Author Topic: Moving large amounts of data between HDDs... CRC "fail"?  (Read 2856 times)

Offline kitamesume

  • Member
  • Posts: 7219
  • Death is pleasure, Living is torment.
Re: Moving large amounts of data between HDDs... CRC "fail"?
« Reply #20 on: July 02, 2012, 08:36:06 AM »
i don't know much about network transfers since i've given up on it, using USB externals as a medium of transfer at the moment, it never seems to fail even once.

so if a USB external HDD transfer isn't failing but a LAN network is failing, would that mean the fault is within the network? like the NIC or the router, or maybe LAN is heavily susceptible to interference?

Haruhi Dance | EMO | OLD SETs | ^ I know how u feel | Click sig to Enlarge

Offline rkruger

  • Member
  • Posts: 124
  • #include <bakabt.h>
Re: Moving large amounts of data between HDDs... CRC "fail"?
« Reply #21 on: July 03, 2012, 05:52:10 AM »
so if a USB external HDD transfer isn't failing but a LAN network is failing, would that mean the fault is within the network?
Yes, sounds like a logical conclusion to me.
It should be possible to view statistics for the NIC, like the amount of transmission errors.
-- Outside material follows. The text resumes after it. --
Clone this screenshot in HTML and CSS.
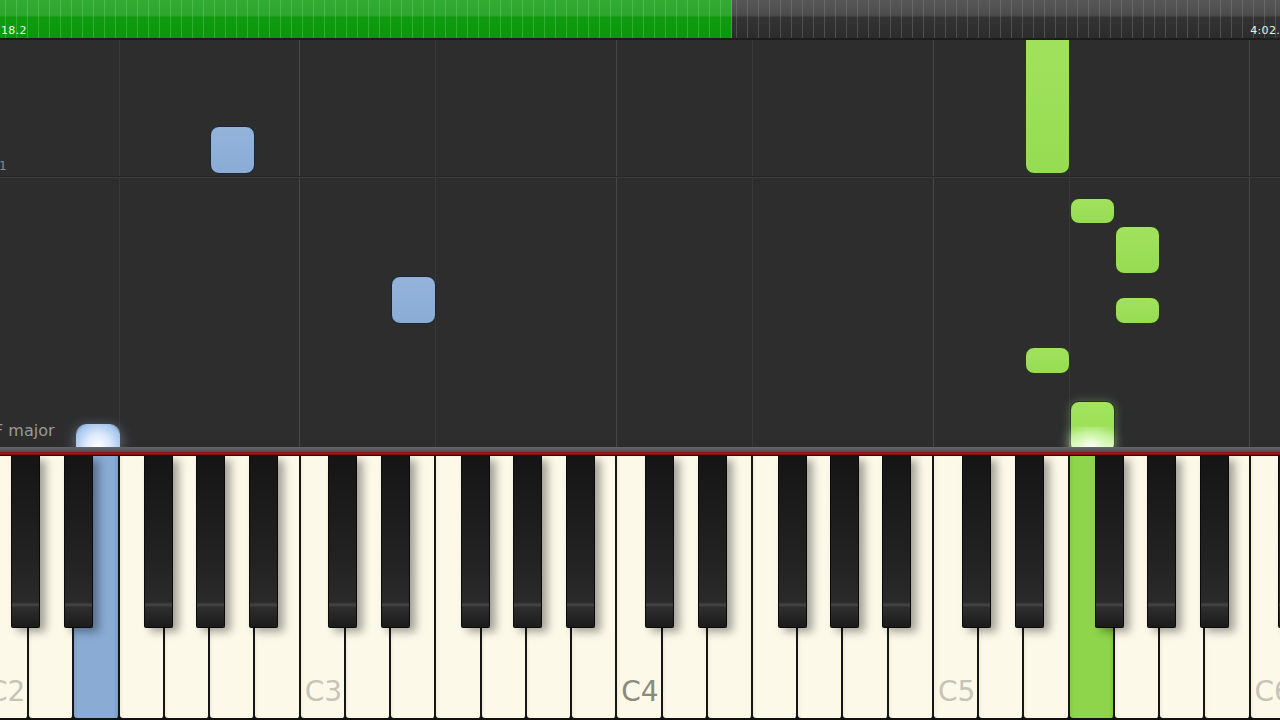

That will give you a clear indication that there is a problem with the network or not.

like the NIC or the router, or maybe LAN is heavily susceptible to interference?
The first thing to check is usually the cabling itself.
Make sure that the network cables are away from any power cables, as they may cause interference.
If are able, try to replace the network cables with some other ones.

Offline lapa321

  • Member
  • Posts: 567
Re: Moving large amounts of data between HDDs... CRC "fail"?
« Reply #22 on: July 03, 2012, 09:11:48 AM »
so if a USB external HDD transfer isn't failing but a LAN network is failing, would that mean the fault is within the network?
Yes, sounds like a logical conclusion to me.
It should be possible to view statistics for the NIC, like the amount of transmission errors. That will give you a clear indication that there is a problem with the network or not.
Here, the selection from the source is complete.